In agreement with a previous comparison ( 11), all urine extracts were detected similarly in the RUA and MUA assays. However, purified Rat n 1 (used as standard in the mAb assay) was inefficient as an inhibitor in the RAST-inhibition assay, indicating that a significant proportion of the patient IgE is specific for other rat urinary proteins, as confirmed in the Western blots. In the mAb RUA assay, differences in detection reflected the relative amount of Rat n 1.02 (α2u-globulin) in each extract. All RUA and MUA assays were specific; binding to other allergens would be of little, if any, practical significance.
The most important difference between RUA assays was in their detection of the rat room-dust extract (containing material from bedding, food, feces, hair, etc.). When added at the same total protein concentrations as the urine reference (as measured with the Pierce BCA method), dust was 700–800-fold less potent in the EIAs, whereas it was detected with equal potency by the pooled patient serum in the RAST-inhibition assay.
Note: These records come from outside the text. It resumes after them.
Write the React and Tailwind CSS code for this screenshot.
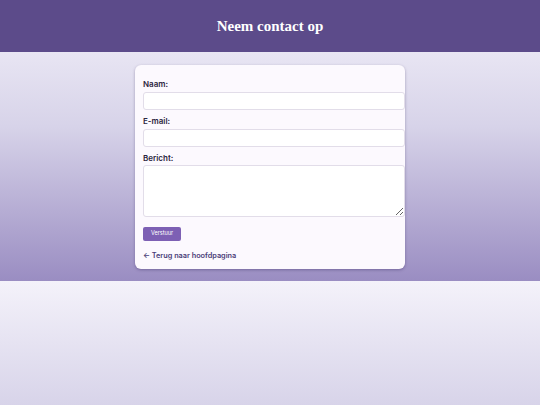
export default function App() {
  const labelCls = 'block text-[8px] leading-[12px] font-semibold text-[#2b2540] mb-[2px]';
  const fieldCls = 'block w-[262px] bg-white border border-[#e2dde9] rounded-[3px] outline-none';

  return (
    <div className="h-[405px] flex flex-col font-['Inter','Noto_Sans',sans-serif] overflow-hidden">
      {/* page body, gradient ends where the content ends */}
      <div className="bg-[linear-gradient(to_bottom,#f4f2fa_0%,#d7d3e9_45%,#9a8dc2_100%)]">
        <header className="h-[52px] bg-[#5c4b8a] flex items-center justify-center">
          <h1 className="text-white text-[15px] font-bold font-['Liberation_Serif','DejaVu_Serif',serif]">
            Neem contact op
          </h1>
        </header>

        <div className="flex justify-center pt-[13px] pb-[12px]">
          <form
            className="w-[270px] bg-[#fcf9fe] rounded-[6px] shadow-[0_1px_3px_rgba(40,25,80,0.35)] pl-2 pt-[13px] pb-[7px]"
            onSubmit={(e) => e.preventDefault()}
          >
            <label htmlFor="naam" className={labelCls}>Naam:</label>
            <input id="naam" type="text" className={`${fieldCls} h-[18px]`} />

            <label htmlFor="email" className={`${labelCls} mt-[5px]`}>E-mail:</label>
            <input id="email" type="email" className={`${fieldCls} h-[18px]`} />

            <label htmlFor="bericht" className={`${labelCls} mt-[5px]`}>Bericht:</label>
            <textarea id="bericht" className={`${fieldCls} h-[52px] -mt-[1px] resize-y`} />

            <button
              type="submit"
              className="mt-[10px] block w-[38px] h-[14px] rounded-[2px] bg-[#7d60b4] text-white text-[5.5px] leading-none"
            >
              Verstuur
            </button>

            <a href="#" className="block mt-[9px] text-[7.3px] leading-[12px] font-semibold text-[#4a3c78]">
              ← Terug naar hoofdpagina
            </a>
          </form>
        </div>
      </div>

      {/* background repeats below the body */}
      <div className="flex-1 bg-[linear-gradient(to_bottom,#f4f2fa_0%,#d7d3e9_45%,#9a8dc2_100%)] bg-[length:100%_281px] bg-no-repeat" />
    </div>
  );
}
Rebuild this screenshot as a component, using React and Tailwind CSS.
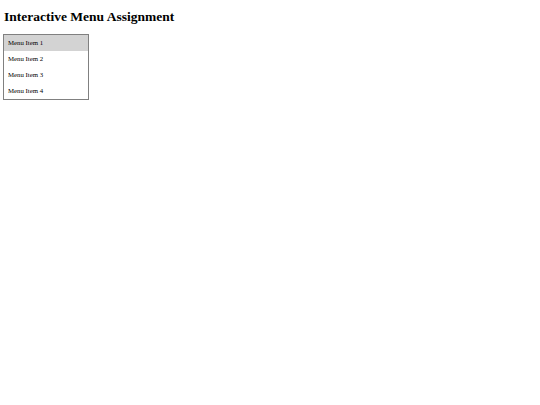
const items = ['Menu Item 1', 'Menu Item 2', 'Menu Item 3', 'Menu Item 4'];

export default function App() {
  return (
    <div className="min-h-screen bg-white pl-[3px] pt-[9px] font-['Liberation_Serif',serif] text-black">
      <h1 className="ml-[1px] text-[13.5px] font-bold leading-[15px]">Interactive Menu Assignment</h1>

      <ul className="mt-[10px] w-[86px] border border-[#808080]">
        {items.map((item, i) => (
          <li
            key={item}
            className={`flex h-[16px] items-center pl-[4px] text-[6.8px] ${i === 0 ? 'bg-[#d3d3d3]' : ''}`}
          >
            {item}
          </li>
        ))}
      </ul>
    </div>
  );
}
If the dust extract approximates air samples, this could explain a major part of the observed differences ( 12). Perhaps IgE binding to rat dander or hair allergens plays a part; food and mouse room-dust extracts were not detected. In contrast, all rabbit polyclonal MUA assays detected mouse room dust with about 30–50-fold less sensitivity than mouse urine. The antibodies used derive from different types of immunization: human IgE produced after occupational inhalation of dust, and Ab from rabbits or mice serially immunized with mouse or rat urinary proteins, respectively. Although the latter antibodies capture the urinary allergens, the clinical allergenic potency of an air sample may be underestimated.Swanson et al. ( 5) similarly observed, when measuring airborne mite allergens using mAbs, rabbit polyclonals, or human sera as detection antibodies, that human sera gave about 20-fold higher values.
Using the artificial “aging” protocol, we could not find evidence that differences in detection of dust might be due to antigen degradation. However, it is possible that the protocol used was not representative of natural antigen breakdown.
To summarize, we have shown that several factors contribute to differences in nominal levels of allergen measured in air samples. The most important is source and type of antibodies, whose specificities contributed to up to 800-fold of the differences. Assay design contributed, with inhibition giving about sevenfold higher values. We found only a minor effect of using urine standards from different sources. In the companion paper ( 12), we concluded that the use of Tween and BSA enhanced extraction efficiency up to about 10-fold and improved stability during storage.
By definition, the use of patient serum for allergen detection has clinical relevance. However, monoclonal sandwich assays specific for major allergens have important advantages, both for the purpose of standardization, and because of high sensitivity, specificity, and reproducibility ( 12). The disadvantage is that they may not detect other present allergens. Standardization of polyclonal EIA sandwich assays may be achieved by the acquisition of large amounts of reagents and an agreed assay protocol.
However, it is important to appreciate that what is measured by immunoassays is a marker of allergen load, not the actual dose of airborne allergen inhaled and potentially reacting with the immune system.